I'm working on a problem at my job, where I am trying to estimate the locations of N points in 3D space, given the distances between pairs of points. Ideally all $N(N+1)/2$ distances would be known, although it could be less, though I don't expect it would be by much. Each point is guaranteed to know the distance to at least 4 other points.
Here's what I have so far:
In order to remove the ambiguity of global orientation (which can be solved for later using a method external to this problem), the first point, P1, is fixed at the origin, and the next 3 are placed in the first octant. For simplicity, P2 is placed on the positive x-axis, P3 in the positive x-y plane, and P4 in the positive x-y-z octant. This fixes 6 variables (x1, y1, z1, y2, z2, z3 all equal zero), and constrains 6 more (x2, x3, y3, x4, y4, z4 all greater than zero). The points P1-P4 could be solved exactly for using multilateration, but I don't know if that is better or worse than including them in the system of equations.
If I know $M \le \frac{N(N+1)}{2}$ distances, then I can set up a system of M x 3N equations of the form $f_{mn} = (x_m - x_n)^2 + (y_m - y_n)^2 + (z_m - z_n)^2 - d_{mn}^2$ . If $M = 3N$, then I am familiar with solving this through the Newton-Raphson method using the Jacobian. However, M is expected to almost always be greater than 3N. Using the constraints mentioned in the previous point, I can reduce this down to something like $M - 6 \times 3N - 12$, or somewhere in between, but again I'm not certain whether or not that is helpful.
Here's what I am trying to figure out:
Is this the sort of problem I could solve with an iterative method? I am aware of the Newton-Raphson method for an exactly constrained system, but I do not know what to do about an overconstrained system or one with variable constraints. I am an engineer more than a mathematician, so it is slightly hard to find the right sorts of resources on these things. If an iterative method isn't appropriate, there is a search method I could use, where I would perform multilateration on successive points, but I would prefer not to resort to this, as it can be tricky to programmatically determine points that are least likely to be coplanar, which would propagate large errors.
Is there information on what sort of errors I can expect? Ideally, is there information on positional error as a function of uncertainty in the distance between points? This is something I could determine after the fact, but if there is literature already, then that would be great.
Thanks for any help! I really appreciate it
The typical approach to overconstraint systems of equations is least squares approach. Instead of solving $f_{nm} = 0$ the least squares method minimizes $$ J = \sum_{(n, m) \in \mathcal M} f_{nm}^2 \to \min_{x_i, y_i, z_i}. (*) $$ Here I've denoted by $\mathcal M$ all the point pairs with known distance between them. You might take a look at Levenberg–Marquardt algorithm, it was designed for generic nonlinear least-squares problem.

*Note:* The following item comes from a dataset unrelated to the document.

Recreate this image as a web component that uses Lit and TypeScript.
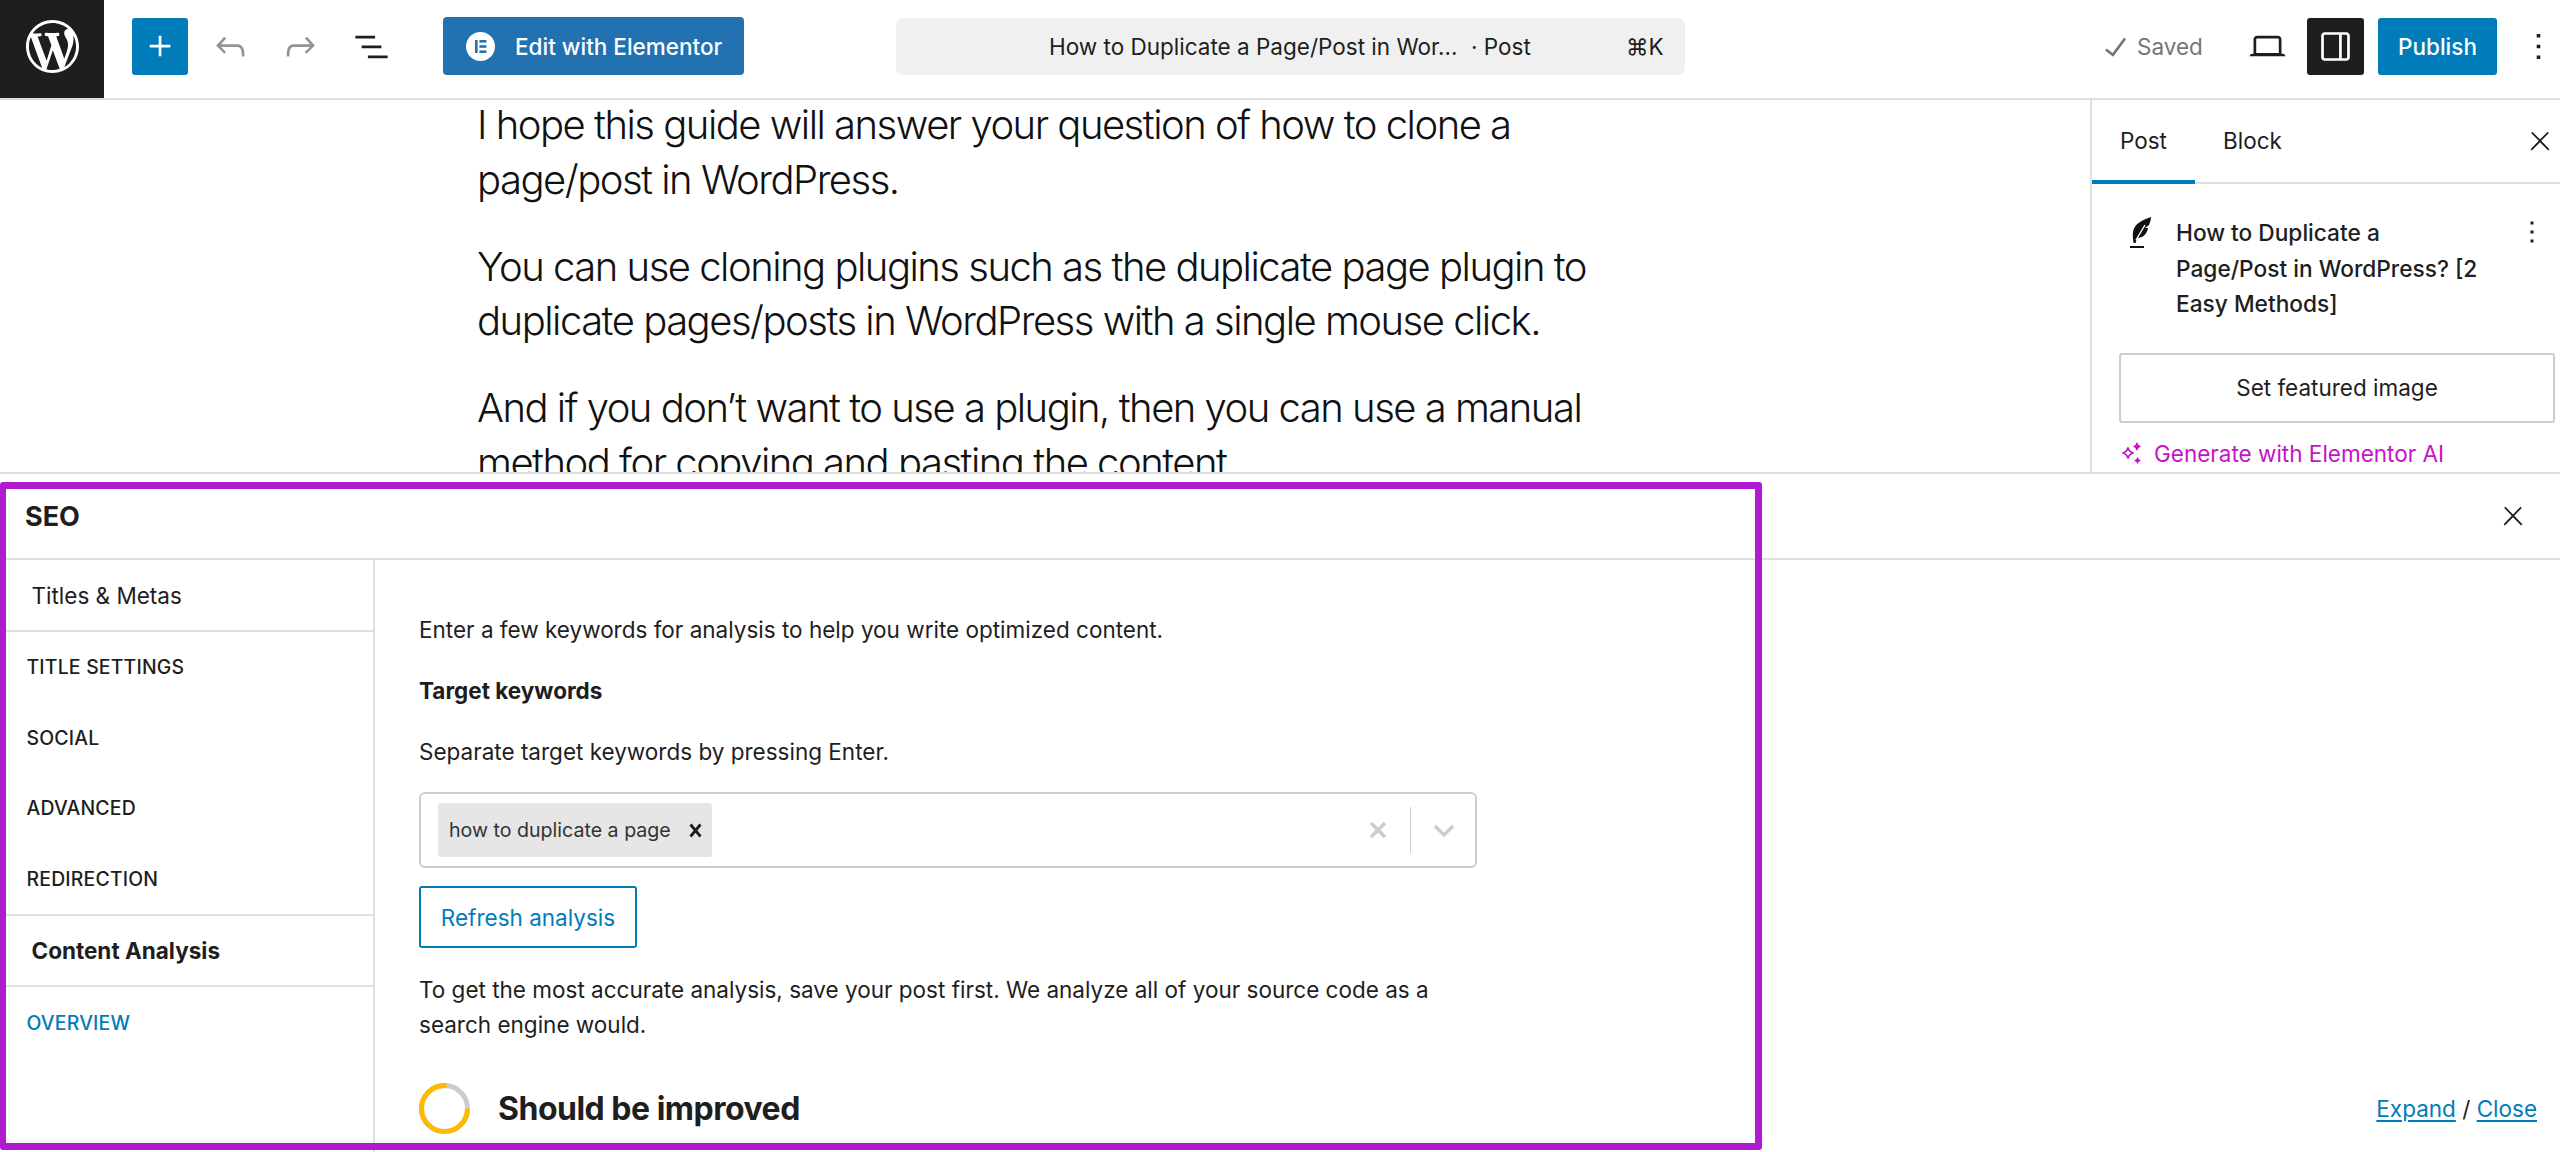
import { LitElement, html, css, svg } from "lit";
import { customElement } from "lit/decorators.js";

const icon = (d: string, size = 43) => html`<svg class="ic" width=${size} height=${size} viewBox="0 0 24 24" fill="currentColor">${svg`<path d=${d}></path>`}</svg>`;
const P = {
  plus: "M11 12.5V17.5H12.5V12.5H17.5V11H12.5V6H11V11H6V12.5H11Z",
  undo: "M18.3 11.7c-.6-.6-1.4-.9-2.3-.9H6.7l2.9-3.3-1.1-1-4.5 5L8.5 16l1-1-2.7-2.7H16c.5 0 .9.2 1.3.5 1 1 1 3.4 1 4.5v.3h1.5v-.2c0-1.5 0-4.3-1.5-5.7z",
  redo: "M15.6 6.5l-1.1 1 2.9 3.3H8c-.9 0-1.7.3-2.3.9-1.4 1.5-1.4 4.2-1.4 5.7v.2h1.5v-.3c0-1.1 0-3.5 1-4.5.3-.3.7-.5 1.3-.5h9.2L14.3 15l1.1 1.1 4.6-4.6-4.4-5z",
  list: "M3 6h11v1.5H3V6zm3.5 5.5h11V13h-11v-1.5zM21 17H10v1.5h11V17z",
  check: "M16.7 7.1l-6.3 8.5-3.3-2.5-.9 1.2 4.5 3.4L17.9 8z",
  laptop: "M20.5 16h-.7V8c0-1.1-.9-2-2-2H6.2c-1.1 0-2 .9-2 2v8h-.7c-.8 0-1.5.7-1.5 1.5h20c0-.8-.7-1.5-1.5-1.5zM5.7 8c0-.3.2-.5.5-.5h11.6c.3 0 .5.2.5.5v7.6H5.7V8z",
  drawer: "M18 4H6c-1.1 0-2 .9-2 2v12c0 1.1.9 2 2 2h12c1.1 0 2-.9 2-2V6c0-1.1-.9-2-2-2zm-4 14.5H6c-.3 0-.5-.2-.5-.5V6c0-.3.2-.5.5-.5h8v13zm4.5-.5c0 .3-.2.5-.5.5h-2.500v-13H18c.3 0 .5.2.5.5v12z",
  more: "M13 19h-2v-2h2v2zm0-6h-2v-2h2v2zm0-6h-2V5h2v2z",
  close: "M13 11.8l6.1-6.3-1-1-6.1 6.2-6.1-6.2-1 1 6.1 6.3-6.5 6.7 1 1 6.5-6.6 6.5 6.6 1-1z",
};

@customElement("app-root")
export class AppRoot extends LitElement {
  static styles = css`
    :host { display: block; position: relative; width: 2560px; height: 1152px; overflow: hidden; background: #fff; color: #1e1e1e; font-family: Inter, "Liberation Sans", sans-serif; font-size: 22.5px; }
    * { box-sizing: border-box; }
    .ic { display: block; flex: none; }
    .page { display: flex; flex-direction: column; height: 100%; }

    .top { display: grid; grid-template-columns: 896px 789px 1fr; align-items: center; height: 100px; flex: none; border-bottom: 2px solid #e0e0e0; }
    .left { display: flex; align-items: center; height: 98px; }
    .left > * { margin-bottom: 6px; }
    .left > .logo { margin-bottom: 0; padding-bottom: 6px; }
    .logo { width: 104px; height: 98px; background: #1e1e1e; color: #fff; display: flex; align-items: center; justify-content: center; }
    .add { width: 56px; height: 57px; margin-left: 28px; border-radius: 3px; background: #007cba; color: #fff; display: flex; align-items: center; justify-content: center; }
    .undo { margin-left: 21px; color: #949494; }
    .redo { margin-left: 27px; color: #949494; }
    .listv { margin-left: 28px; }
    .elem { display: flex; align-items: center; margin-left: 50px; width: 301px; height: 58px; background: #2271b1; border-radius: 4px; color: #fff; padding-left: 23px; gap: 20px; font-weight: 500; }
    .elem svg { flex: none; }
    .cmd { height: 57px; margin-bottom: 6px; border-radius: 7px; background: #f0f0f0; display: flex; align-items: center; padding-left: 153px; }
    .cmd .t { width: 405px; white-space: nowrap; }
    .cmd .k { margin-left: 17px; width: 155px; white-space: nowrap; }
    .saved { display: flex; align-items: center; color: #757575; margin-left: 420px; width: 141px; }
    .saved .ic { margin: 0 0 0 -11px; }
    .tog { width: 57px; height: 57px; margin-left: 18px; background: #1e1e1e; color: #fff; border-radius: 3px; display: flex; align-items: center; justify-content: center; }
    .pub { width: 119px; height: 57px; margin-left: 14px; background: #007cba; color: #fff; border-radius: 3px; display: flex; align-items: center; justify-content: center; font-weight: 500; }
    .dots { margin: 0 -1px 0 20px; }
    .rightwrap { display: flex; align-items: center; margin-bottom: 6px; }

    .upper { height: 372px; flex: none; display: flex; overflow: hidden; }
    .post { flex: 1; padding: 0 0 0 477px; overflow: hidden; font-size: 40px; font-weight: 300; line-height: 54.5px; letter-spacing: -1.5px; color: #111; }
    .post p { margin: -2px 0 32.5px; width: 1120px; white-space: nowrap; }
    .post p + p { margin-top: 0; }
    .side { width: 470px; flex: none; border-left: 2px solid #e0e0e0; }
    .tabs { display: flex; height: 84px; border-bottom: 2px solid #e0e0e0; align-items: center; position: relative; }
    .tab { height: 84px; display: flex; align-items: center; }
    .tab.on { width: 103px; padding-left: 28px; border-bottom: 4px solid #007cba; margin-bottom: -2px; }
    .tab.off { margin-left: 28px; padding-bottom: 2px; }
    .tabs .ic { margin-left: auto; margin-right: 5px; }
    .sum { display: flex; padding: 31px 0 0 38px; position: relative; }
    .sum .tt { margin-left: 24px; width: 310px; line-height: 35.6px; font-weight: 500; font-size: 22.7px; }
    .sum .feather { margin-top: 2px; flex: none; }
    .sum .ic { margin: -1px 0 0 28px; }
    .feat { margin: 31px 5px 0 27px; height: 70px; border: 2px solid #ccc; border-radius: 3px; display: flex; align-items: center; justify-content: center; }
    .gen { display: flex; align-items: center; gap: 12px; margin: 17px 0 0 28px; color: #c513c5; }

    .panel { flex: 1; display: flex; flex-direction: column; min-height: 0; border-top: 2px solid #e0e0e0; }
    .phead { height: 86px; flex: none; border-bottom: 2px solid #e0e0e0; display: flex; align-items: center; justify-content: space-between; padding: 0 32px 0 25px; font-size: 27px; font-weight: 700; }
    .pbody { flex: 1; display: flex; min-height: 0; }
    .nav { width: 375px; flex: none; border-right: 2px solid #e0e0e0; }
    .nh { height: 72px; display: flex; align-items: center; padding-left: 31.5px; border-bottom: 2px solid #e0e0e0; }
    .nh.b { font-weight: 700; border-top: 2px solid #e0e0e0; height: 73px; }
    .ni { height: 70.5px; display: flex; align-items: center; padding-left: 26.5px; font-size: 19.4px; font-weight: 500; letter-spacing: 0.2px; }
    .ni.on { color: #007cba; height: 72px; }
    .main { flex: 1; padding: 52px 0 0 44px; }
    .main p { margin: 0 0 26px; line-height: 35px; width: 1060px; }
    .main p.b { font-weight: 700; }
    .sel { width: 1058px; height: 76px; margin-top: -3px; border: 2px solid #ccc; border-radius: 6px; display: flex; align-items: center; padding-left: 17px; }
    .tag { height: 54px; width: 274px; flex: none; background: #e6e6e6; border-radius: 3px; display: flex; align-items: center; padding-left: 11px; font-size: 19.6px; color: #333; white-space: nowrap; }
    .tag svg { margin-left: 18px; flex: none; }
    .clr { margin-left: auto; }
    .div { width: 1.5px; height: 46px; background: #ccc; margin: 0 22px 0 23px; }
    .sel .chev { margin-right: 20px; }
    .ref { width: 218px; height: 62px; margin-top: 18px; border: 2px solid #007cba; border-radius: 3px; color: #007cba; display: flex; align-items: center; justify-content: center; }
    .main p.note { margin: 23.5px 0 41.5px; }
    .score { display: flex; align-items: center; gap: 28px; font-size: 32px; font-weight: 700; letter-spacing: -0.5px; }
    .links { align-self: flex-end; padding: 0 23px 28px 0; white-space: nowrap; line-height: 30px; }
    .links a { color: #007cba; text-decoration: underline; text-underline-offset: 3px; }

    .mark { position: absolute; left: 0; top: 482px; width: 1762px; height: 668px; border: 7px solid #ae1bd1; border-left-width: 6px; border-radius: 3px; pointer-events: none; }
  `;

  render() {
    return html`
      <div class="page">
        <header class="top">
          <div class="left">
            <div class="logo"><svg width="53" height="53" viewBox="0 0 20 20" fill="currentColor"><path d="M20 10c0-5.51-4.49-10-10-10C4.48 0 0 4.49 0 10c0 5.52 4.48 10 10 10 5.51 0 10-4.48 10-10zM7.78 15.37L4.37 6.22c.55-.02 1.17-.08 1.17-.08.5-.06.44-1.13-.06-1.11 0 0-1.45.11-2.37.11-.18 0-.37 0-.58-.01C4.12 2.69 6.87 1.11 10 1.11c2.33 0 4.45.87 6.05 2.34-.68-.11-1.65.39-1.65 1.58 0 .74.45 1.36.9 2.1.35.61.55 1.36.55 2.46 0 1.49-1.4 5-1.4 5l-3.03-8.37c.54-.02.82-.17.82-.17.5-.05.44-1.25-.06-1.22 0 0-1.44.12-2.38.12-.87 0-2.33-.12-2.33-.12-.5-.03-.56 1.2-.06 1.22l.92.08 1.26 3.41zM17.41 10c.24-.64.74-1.87.43-4.25.7 1.29 1.05 2.71 1.05 4.25 0 3.29-1.73 6.24-4.4 7.78.97-2.59 1.94-5.2 2.92-7.78zM6.1 18.09C3.12 16.65 1.11 13.53 1.11 10c0-1.3.23-2.48.72-3.59C3.25 10.3 4.67 14.2 6.1 18.09zm4.03-6.63l2.58 6.98c-.86.29-1.76.45-2.71.45-.79 0-1.57-.11-2.29-.33.81-2.38 1.62-4.74 2.42-7.1z"></path></svg></div>
            <div class="add">${icon(P.plus)}</div>
            <div class="undo">${icon(P.undo)}</div>
            <div class="redo">${icon(P.redo)}</div>
            <div class="listv">${icon(P.list)}</div>
            <div class="elem">
              <svg width="29" height="29" viewBox="0 0 29 29"><circle cx="14.5" cy="14.5" r="14.5" fill="#fff"></circle><g fill="#2271b1"><rect x="9" y="8" width="2.6" height="13"></rect><rect x="13.4" y="8" width="7" height="2.6"></rect><rect x="13.4" y="13.2" width="7" height="2.6"></rect><rect x="13.4" y="18.4" width="7" height="2.6"></rect></g></svg>
              <span>Edit with Elementor</span>
            </div>
          </div>
          <div class="cmd"><span class="t">How to Duplicate a Page/Post in Wor...</span><span class="k">· Post</span><span>⌘K</span></div>
          <div class="rightwrap">
            <div class="saved">${icon(P.check)}<span>Saved</span></div>
            <div>${icon(P.laptop)}</div>
            <div class="tog">${icon(P.drawer)}</div>
            <div class="pub">Publish</div>
            <div class="dots">${icon(P.more)}</div>
          </div>
        </header>

        <div class="upper">
          <div class="post">
            <p>I hope this guide will answer your question of how to clone a<br>page/post in WordPress.</p>
            <p>You can use cloning plugins such as the duplicate page plugin to<br>duplicate pages/posts in WordPress with a single mouse click.</p>
            <p>And if you don’t want to use a plugin, then you can use a manual<br>method for copying and pasting the content</p>
          </div>
          <aside class="side">
            <div class="tabs">
              <div class="tab on">Post</div>
              <div class="tab off">Block</div>
              ${icon(P.close, 30)}
            </div>
            <div class="sum">
              <svg class="feather" width="22" height="32" viewBox="0 0 22 32"><path d="M21 0C12 3 4 7 3 15c-.4 4 0 7 .5 11h2L7 21c6 0 10-4 11-10l-3 0 4-3c1-3 2-5 2-8z" fill="#111"></path><path d="M6 23L15 8" stroke="#fff" stroke-width="1.4" fill="none"></path><rect x="0" y="29" width="14" height="2" fill="#111"></rect></svg>
              <div class="tt">How to Duplicate a Page/Post in WordPress? [2 Easy Methods]</div>
              ${icon(P.more, 36)}
            </div>
            <div class="feat">Set featured image</div>
            <div class="gen">
              <svg width="22" height="22" viewBox="0 0 22 22"><path d="M8 5.500C8.700 9 10 10.300 13.500 11 10 11.700 8.700 13 8 16.500 7.300 13 6 11.700 2.500 11 6 10.300 7.300 9 8 5.500z" fill="none" stroke="#c513c5" stroke-width="1.6"></path><path d="M17 0l1.600 2.900L21 4.500l-2.400 1.600L17 9l-1.600-2.900L13 4.500l2.400-1.600zM17.500 15l1.300 2.200 2.200 1.300-2.200 1.300-1.300 2.200-1.300-2.200-2.200-1.300 2.200-1.300z" fill="#c513c5"></path></svg>
              <span>Generate with Elementor AI</span>
            </div>
          </aside>
        </div>

        <section class="panel">
          <div class="phead"><span>SEO</span>${icon(P.close, 30)}</div>
          <div class="pbody">
            <nav class="nav">
              <div class="nh">Titles &amp; Metas</div>
              <div class="ni">TITLE SETTINGS</div>
              <div class="ni">SOCIAL</div>
              <div class="ni">ADVANCED</div>
              <div class="ni">REDIRECTION</div>
              <div class="nh b">Content Analysis</div>
              <div class="ni on">OVERVIEW</div>
            </nav>
            <div class="main">
              <p>Enter a few keywords for analysis to help you write optimized content.</p>
              <p class="b">Target keywords</p>
              <p>Separate target keywords by pressing Enter.</p>
              <div class="sel">
                <div class="tag"><span>how to duplicate a page</span>
                  <svg width="13" height="15" viewBox="0 0 13 15"><path d="M1.500 1.500l10 12M11.500 1.500l-10 12" stroke="#1e1e1e" stroke-width="2.800"></path></svg>
                </div>
                <svg class="clr" width="18" height="18" viewBox="0 0 18 18"><path d="M2 2l14 14M16 2L2 16" stroke="#ccc" stroke-width="3.600"></path></svg>
                <div class="div"></div>
                <svg class="chev" width="22" height="13" viewBox="0 0 22 13"><path d="M2 2l9 9 9-9" fill="none" stroke="#ccc" stroke-width="3.200"></path></svg>
              </div>
              <div class="ref">Refresh analysis</div>
              <p class="note">To get the most accurate analysis, save your post first. We analyze all of your source code as a search engine would.</p>
              <div class="score">
                <svg width="51" height="51" viewBox="0 0 51 51"><circle cx="25.500" cy="25.500" r="23" fill="none" stroke="#ccc" stroke-width="5"></circle><circle cx="25.500" cy="25.500" r="23" fill="none" stroke="#ffb900" stroke-width="5" stroke-dasharray="110 144.500"></circle></svg>
                <span>Should be improved</span>
              </div>
            </div>
            <div class="links"><a>Expand</a> / <a>Close</a></div>
          </div>
        </section>
      </div>
      <div class="mark"></div>
    `;
  }
}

Sadly, this might not work for big N, or may require very close initial guess. The method might find a local optimum (just like in case of $M = 3N$ the Newton's method might hit a singular jacobian and terminate without a solution).
If you know most of the pairwise distances, then you may try to solve the problem in a flood fill manner. Let $K$ be the set of points with known coordinates. On the start $K = \{1, 2, 3, 4\}$. Then you repeatedly choose a point $q$ that has most known distances to points from $K$. If there are many of such points, take the closest (e.g. by sum of the distances) to $K$. Solve the problem for $(x_q, y_q, z_q)$ (in a least-squares fashion) and add $q$ to $K$. Repeat until no more points left.
If this algorithms succeeds to find all points' coordinates you may refine them further by taking them as initial guess for global optimization problem (*).
I made a proof-of-concept Jupyter notebook with this algorithm. I'm not sure if it works all the time, but in various random cases it recovers original points pretty well (up to rigid motion and distance perturbation, of course). Sometimes, locating point by known points gave incorrect result (local optimum problems, as I said before) but choosing initial guess as average of known points seemed to fix that.